• **DESCRIPTION OF THE TASK**
Your copy of the material must match it exactly, except that pictures are dropped.

• **DATA SHOWN**
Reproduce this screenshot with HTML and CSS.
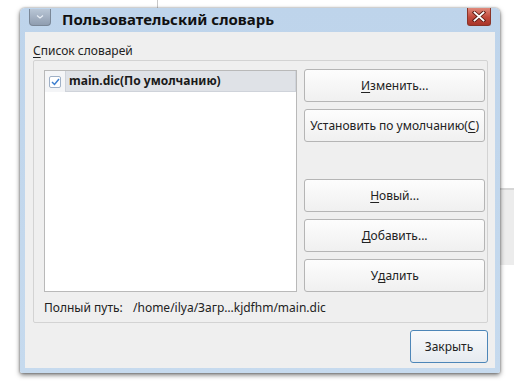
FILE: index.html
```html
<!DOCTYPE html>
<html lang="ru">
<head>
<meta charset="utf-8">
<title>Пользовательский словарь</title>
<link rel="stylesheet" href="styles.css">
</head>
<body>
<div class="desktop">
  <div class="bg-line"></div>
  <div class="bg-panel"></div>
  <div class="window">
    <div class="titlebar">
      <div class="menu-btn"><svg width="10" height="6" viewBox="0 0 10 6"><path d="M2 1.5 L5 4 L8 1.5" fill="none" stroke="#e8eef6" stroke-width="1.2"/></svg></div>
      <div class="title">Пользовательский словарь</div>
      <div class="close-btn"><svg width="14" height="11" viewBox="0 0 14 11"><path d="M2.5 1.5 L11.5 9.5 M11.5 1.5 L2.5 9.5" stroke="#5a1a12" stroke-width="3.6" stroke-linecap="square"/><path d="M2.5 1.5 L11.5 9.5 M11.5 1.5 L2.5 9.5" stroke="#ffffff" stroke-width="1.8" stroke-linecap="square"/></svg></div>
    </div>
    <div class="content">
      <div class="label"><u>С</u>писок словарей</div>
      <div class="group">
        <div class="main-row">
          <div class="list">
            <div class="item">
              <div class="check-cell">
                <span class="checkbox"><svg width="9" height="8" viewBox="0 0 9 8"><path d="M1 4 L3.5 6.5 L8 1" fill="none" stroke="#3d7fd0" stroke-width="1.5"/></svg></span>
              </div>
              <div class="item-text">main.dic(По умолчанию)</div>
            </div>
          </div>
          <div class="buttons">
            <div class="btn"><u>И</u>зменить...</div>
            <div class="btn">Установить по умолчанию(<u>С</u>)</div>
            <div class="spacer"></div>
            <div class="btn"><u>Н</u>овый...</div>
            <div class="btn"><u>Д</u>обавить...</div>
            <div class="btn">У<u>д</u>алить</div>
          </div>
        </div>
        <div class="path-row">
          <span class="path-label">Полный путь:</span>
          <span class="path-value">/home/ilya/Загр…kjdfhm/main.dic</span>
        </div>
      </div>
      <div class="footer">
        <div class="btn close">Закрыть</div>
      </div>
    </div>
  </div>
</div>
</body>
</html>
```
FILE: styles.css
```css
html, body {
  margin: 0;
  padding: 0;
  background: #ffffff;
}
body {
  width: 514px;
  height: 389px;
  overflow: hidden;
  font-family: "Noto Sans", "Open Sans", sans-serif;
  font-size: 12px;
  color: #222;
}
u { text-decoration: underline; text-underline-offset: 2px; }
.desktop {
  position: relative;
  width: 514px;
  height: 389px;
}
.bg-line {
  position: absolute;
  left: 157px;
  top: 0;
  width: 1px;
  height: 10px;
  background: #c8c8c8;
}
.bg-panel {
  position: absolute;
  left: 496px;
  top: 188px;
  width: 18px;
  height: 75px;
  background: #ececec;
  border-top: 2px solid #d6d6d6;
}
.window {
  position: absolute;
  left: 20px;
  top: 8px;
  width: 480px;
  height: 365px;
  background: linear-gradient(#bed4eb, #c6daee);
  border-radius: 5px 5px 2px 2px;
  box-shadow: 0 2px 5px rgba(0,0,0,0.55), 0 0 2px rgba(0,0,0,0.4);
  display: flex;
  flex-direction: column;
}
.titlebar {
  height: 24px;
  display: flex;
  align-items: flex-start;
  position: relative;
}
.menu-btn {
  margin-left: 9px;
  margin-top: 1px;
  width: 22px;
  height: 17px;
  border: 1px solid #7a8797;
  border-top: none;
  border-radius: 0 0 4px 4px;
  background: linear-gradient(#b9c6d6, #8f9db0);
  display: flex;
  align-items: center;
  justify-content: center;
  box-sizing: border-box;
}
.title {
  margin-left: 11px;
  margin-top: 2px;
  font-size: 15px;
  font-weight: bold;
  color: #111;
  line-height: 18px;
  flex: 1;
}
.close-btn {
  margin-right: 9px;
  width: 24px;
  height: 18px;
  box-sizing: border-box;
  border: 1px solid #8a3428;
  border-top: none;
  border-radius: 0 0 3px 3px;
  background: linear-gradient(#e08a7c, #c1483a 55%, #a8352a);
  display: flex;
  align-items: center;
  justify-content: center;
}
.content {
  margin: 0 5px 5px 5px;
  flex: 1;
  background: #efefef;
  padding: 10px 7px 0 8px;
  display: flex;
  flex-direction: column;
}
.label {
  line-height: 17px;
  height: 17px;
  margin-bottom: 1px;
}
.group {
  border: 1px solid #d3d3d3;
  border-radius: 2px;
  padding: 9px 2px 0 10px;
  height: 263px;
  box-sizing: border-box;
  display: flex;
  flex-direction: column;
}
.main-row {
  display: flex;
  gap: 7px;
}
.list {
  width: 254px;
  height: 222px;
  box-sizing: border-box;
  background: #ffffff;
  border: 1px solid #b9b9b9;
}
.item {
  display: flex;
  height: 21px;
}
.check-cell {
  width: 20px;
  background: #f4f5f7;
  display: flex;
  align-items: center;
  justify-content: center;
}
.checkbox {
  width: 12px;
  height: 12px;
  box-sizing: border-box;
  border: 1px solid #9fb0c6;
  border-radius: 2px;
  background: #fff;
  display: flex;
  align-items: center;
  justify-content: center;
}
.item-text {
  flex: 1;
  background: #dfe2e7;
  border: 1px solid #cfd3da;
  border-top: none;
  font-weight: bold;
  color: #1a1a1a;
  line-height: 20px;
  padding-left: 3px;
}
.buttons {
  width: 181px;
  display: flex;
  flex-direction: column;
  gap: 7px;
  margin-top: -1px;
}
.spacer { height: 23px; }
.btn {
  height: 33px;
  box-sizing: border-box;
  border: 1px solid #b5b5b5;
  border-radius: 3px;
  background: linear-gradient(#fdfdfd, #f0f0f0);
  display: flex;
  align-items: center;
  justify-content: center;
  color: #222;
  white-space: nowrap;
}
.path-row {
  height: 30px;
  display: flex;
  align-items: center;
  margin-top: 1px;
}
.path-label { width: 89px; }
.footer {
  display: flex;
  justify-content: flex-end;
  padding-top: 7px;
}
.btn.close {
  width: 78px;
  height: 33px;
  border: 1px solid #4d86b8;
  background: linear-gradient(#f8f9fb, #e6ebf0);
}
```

• **RESPONSE TO THIS EXERCISE**
Reproduce this screenshot with HTML and CSS.
FILE: index.html
```html
<!DOCTYPE html>
<html lang="ru">
<head>
<meta charset="utf-8">
<title>Пользовательский словарь</title>
<link rel="stylesheet" href="styles.css">
</head>
<body>
<div class="desktop">
  <div class="bg-line"></div>
  <div class="bg-panel"></div>
  <div class="window">
    <div class="titlebar">
      <div class="menu-btn"><svg width="10" height="6" viewBox="0 0 10 6"><path d="M2 1.5 L5 4 L8 1.5" fill="none" stroke="#e8eef6" stroke-width="1.2"/></svg></div>
      <div class="title">Пользовательский словарь</div>
      <div class="close-btn"><svg width="14" height="11" viewBox="0 0 14 11"><path d="M2.5 1.5 L11.5 9.5 M11.5 1.5 L2.5 9.5" stroke="#5a1a12" stroke-width="3.6" stroke-linecap="square"/><path d="M2.5 1.5 L11.5 9.5 M11.5 1.5 L2.5 9.5" stroke="#ffffff" stroke-width="1.8" stroke-linecap="square"/></svg></div>
    </div>
    <div class="content">
      <div class="label"><u>С</u>писок словарей</div>
      <div class="group">
        <div class="main-row">
          <div class="list">
            <div class="item">
              <div class="check-cell">
                <span class="checkbox"><svg width="9" height="8" viewBox="0 0 9 8"><path d="M1 4 L3.5 6.5 L8 1" fill="none" stroke="#3d7fd0" stroke-width="1.5"/></svg></span>
              </div>
              <div class="item-text">main.dic(По умолчанию)</div>
            </div>
          </div>
          <div class="buttons">
            <div class="btn"><u>И</u>зменить...</div>
            <div class="btn">Установить по умолчанию(<u>С</u>)</div>
            <div class="spacer"></div>
            <div class="btn"><u>Н</u>овый...</div>
            <div class="btn"><u>Д</u>обавить...</div>
            <div class="btn">У<u>д</u>алить</div>
          </div>
        </div>
        <div class="path-row">
          <span class="path-label">Полный путь:</span>
          <span class="path-value">/home/ilya/Загр…kjdfhm/main.dic</span>
        </div>
      </div>
      <div class="footer">
        <div class="btn close">Закрыть</div>
      </div>
    </div>
  </div>
</div>
</body>
</html>
```
FILE: styles.css
```css
html, body {
  margin: 0;
  padding: 0;
  background: #ffffff;
}
body {
  width: 514px;
  height: 389px;
  overflow: hidden;
  font-family: "Noto Sans", "Open Sans", sans-serif;
  font-size: 12px;
  color: #222;
}
u { text-decoration: underline; text-underline-offset: 2px; }
.desktop {
  position: relative;
  width: 514px;
  height: 389px;
}
.bg-line {
  position: absolute;
  left: 157px;
  top: 0;
  width: 1px;
  height: 10px;
  background: #c8c8c8;
}
.bg-panel {
  position: absolute;
  left: 496px;
  top: 188px;
  width: 18px;
  height: 75px;
  background: #ececec;
  border-top: 2px solid #d6d6d6;
}
.window {
  position: absolute;
  left: 20px;
  top: 8px;
  width: 480px;
  height: 365px;
  background: linear-gradient(#bed4eb, #c6daee);
  border-radius: 5px 5px 2px 2px;
  box-shadow: 0 2px 5px rgba(0,0,0,0.55), 0 0 2px rgba(0,0,0,0.4);
  display: flex;
  flex-direction: column;
}
.titlebar {
  height: 24px;
  display: flex;
  align-items: flex-start;
  position: relative;
}
.menu-btn {
  margin-left: 9px;
  margin-top: 1px;
  width: 22px;
  height: 17px;
  border: 1px solid #7a8797;
  border-top: none;
  border-radius: 0 0 4px 4px;
  background: linear-gradient(#b9c6d6, #8f9db0);
  display: flex;
  align-items: center;
  justify-content: center;
  box-sizing: border-box;
}
.title {
  margin-left: 11px;
  margin-top: 2px;
  font-size: 15px;
  font-weight: bold;
  color: #111;
  line-height: 18px;
  flex: 1;
}
.close-btn {
  margin-right: 9px;
  width: 24px;
  height: 18px;
  box-sizing: border-box;
  border: 1px solid #8a3428;
  border-top: none;
  border-radius: 0 0 3px 3px;
  background: linear-gradient(#e08a7c, #c1483a 55%, #a8352a);
  display: flex;
  align-items: center;
  justify-content: center;
}
.content {
  margin: 0 5px 5px 5px;
  flex: 1;
  background: #efefef;
  padding: 10px 7px 0 8px;
  display: flex;
  flex-direction: column;
}
.label {
  line-height: 17px;
  height: 17px;
  margin-bottom: 1px;
}
.group {
  border: 1px solid #d3d3d3;
  border-radius: 2px;
  padding: 9px 2px 0 10px;
  height: 263px;
  box-sizing: border-box;
  display: flex;
  flex-direction: column;
}
.main-row {
  display: flex;
  gap: 7px;
}
.list {
  width: 254px;
  height: 222px;
  box-sizing: border-box;
  background: #ffffff;
  border: 1px solid #b9b9b9;
}
.item {
  display: flex;
  height: 21px;
}
.check-cell {
  width: 20px;
  background: #f4f5f7;
  display: flex;
  align-items: center;
  justify-content: center;
}
.checkbox {
  width: 12px;
  height: 12px;
  box-sizing: border-box;
  border: 1px solid #9fb0c6;
  border-radius: 2px;
  background: #fff;
  display: flex;
  align-items: center;
  justify-content: center;
}
.item-text {
  flex: 1;
  background: #dfe2e7;
  border: 1px solid #cfd3da;
  border-top: none;
  font-weight: bold;
  color: #1a1a1a;
  line-height: 20px;
  padding-left: 3px;
}
.buttons {
  width: 181px;
  display: flex;
  flex-direction: column;
  gap: 7px;
  margin-top: -1px;
}
.spacer { height: 23px; }
.btn {
  height: 33px;
  box-sizing: border-box;
  border: 1px solid #b5b5b5;
  border-radius: 3px;
  background: linear-gradient(#fdfdfd, #f0f0f0);
  display: flex;
  align-items: center;
  justify-content: center;
  color: #222;
  white-space: nowrap;
}
.path-row {
  height: 30px;
  display: flex;
  align-items: center;
  margin-top: 1px;
}
.path-label { width: 89px; }
.footer {
  display: flex;
  justify-content: flex-end;
  padding-top: 7px;
}
.btn.close {
  width: 78px;
  height: 33px;
  border: 1px solid #4d86b8;
  background: linear-gradient(#f8f9fb, #e6ebf0);
}
```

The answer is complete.